Tamamen özgün eserler yaratabilmeye odaklanmak, her anlamda kulağa hoş gelen ve idealist düşünceyle de tam uyumlu bir görüntü veriyor olsa da aynı zamanda, 'Sanatçı, taklitçi değil, özgün olmalıdır' ifadesi aslında tam bir paradoksa sebep olur.
Özgünlük, hemen her zaman, "yeni, öncü, taklit olmayan, biricik, orijinal" ve benzeri sözcüklerle ifade edilmiştir.
Demokles'in Kılıcı gibi, sanatçının ensesinde hissettiği bu dayatmacı maddeler anlam olarak sanat idealizmine uygun düşüyor olabilir ancak sanatçının özgünlüğü hedefleyen sanatçı, dar bir alanda sıkışmışlık hissi içinde bulabilir ki; bu en basitinden o kişiyi inancını ve üretme hevesini kaybetme durumuyla karşı karşıya getirebilir.
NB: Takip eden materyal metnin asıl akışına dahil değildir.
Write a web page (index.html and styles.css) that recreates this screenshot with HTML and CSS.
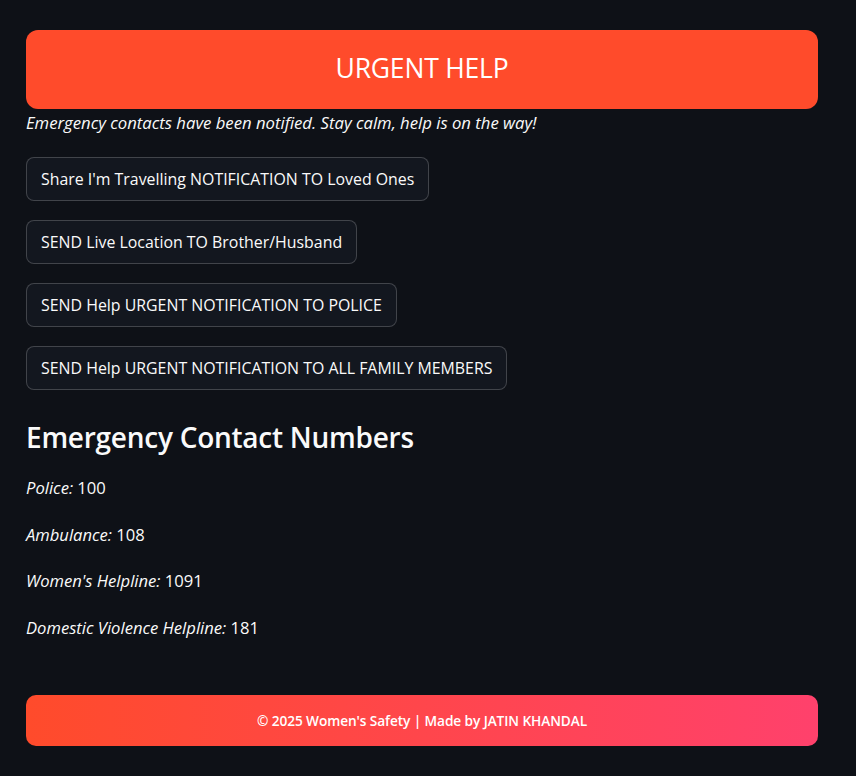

Peki bir eserin özgün olup olmadığını saptamak kolay mı? Aslında hiç değil çünkü belirleyici binlerce faktör olduğu, bunların da farklı koşullara bağlı olarak değişkenlik gösterdiği bu koşullarda, bu kriterleri sağlıklı bir şekilde saptamak neredeyse olanaksızdır.
Sanat eğitimi kurumları, bir yandan geleneksel teknikleri ve sanat tarihini öğretirken, diğer yandan öğrencilerin kendi seslerini bulmalarına yardımcı olmaya çalışır. Bu ikili görev, eğitim sürecinin en büyük çelişkisini oluşturur.
Öğrenciler, ustalarından öğrendikleri teknikleri kullanarak eserler üretirken, aynı zamanda bu etkilerden sıyrılıp özgün bir dil geliştirmeye çalışırlar. Bu süreç, sanatçının kimlik arayışının temelini oluşturur.
Sanat tarihi boyunca, en büyük sanatçıların çoğu formal bir eğitim almış, ancak sonrasında kendi özgün tarzlarını geliştirmişlerdir. Bu durum, sanat eğitiminin tamamen gereksiz olmadığını, ancak tek başına yeterli de olmadığını gösterir.
Günümüzde sanat eğitimi kurumları, geleneksel öğretim yöntemlerini sorgulamaya ve daha esnek, yaratıcılığı destekleyen yaklaşımlar geliştirmeye yönelmiştir. Bu değişim, Tolstoy'un eleştirilerinin kısmen haklı olduğunu kabul etmekle birlikte, eğitimin tamamen reddedilmesinin de doğru olmadığını gösterir.
Sonuç olarak, sanat eğitimi gerekli midir sorusunun cevabı, eğitimin nasıl verildiği ve öğrencinin bu eğitimi nasıl kullandığı ile yakından ilgilidir. Eğitim, sanatçının yaratıcılığını köreltmemeli, aksine onu desteklemeli ve yönlendirmelidir.